However, I found much of tedious and really had to push myself through it. I think I can partly blame this one the publisher. The numerous footnotes and parenthetic passages could be made readable with a better layout: more whitespace and larger font. Perhaps I will try again some day. Many of the allusions, foreign phrases, and references are so dated that I often interrupted my reading to Google for more info. Such explanations could be part of an annotated text.

Still, much (20%?) sparkles show more here. Only one poem does for me, and I already knew of that: "The Deacon’s Masterpiece or, the Wonderful "One-hoss Shay": A Logical Story"

Here are some quotes that sparkled to me. I copied the text out of the Gutenberg version, although I believe the text the same:

"There is no elasticity in a mathematical fact; if you bring up against it, it never yields a hair's breadth; everything must go to pieces that comes in collision with it."

"...the brain often runs away with the heart's best blood, which gives the world a few pages of wisdom or sentiment or poetry, instead of making one other heart happy..."

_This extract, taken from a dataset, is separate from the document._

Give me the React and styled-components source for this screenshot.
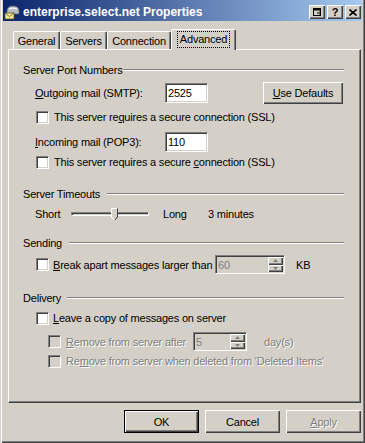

Interesting the classist issues arising back them, then 1% I suppose:

"We are forming an aristocracy, as you may observe, in this country,—not a gratiâ-Dei, nor a juredivino one,—but a de-facto upper stratum of being, which floats over the turbid waves of common life like the iridescent film you may have seen spreading over the water about our wharves,—very splendid, though its origin may have been tar, tallow, train-oil, or other such unctuous commodities. I say, then, we are forming an aristocracy; and, transitory as its individual life often is, it maintains itself tolerably, as a whole. Of course, money is its corner-stone. But now observe this. Money kept for two or three generations transforms a race,—I don’t mean merely in manners and hereditary culture, but in blood and bone. Money buys air and sunshine, in which children grow up more kindly, of course, than in close, back streets; it buys country-places to give them happy and healthy summers, good nursing, good doctoring, and the best cuts of beef and mutton."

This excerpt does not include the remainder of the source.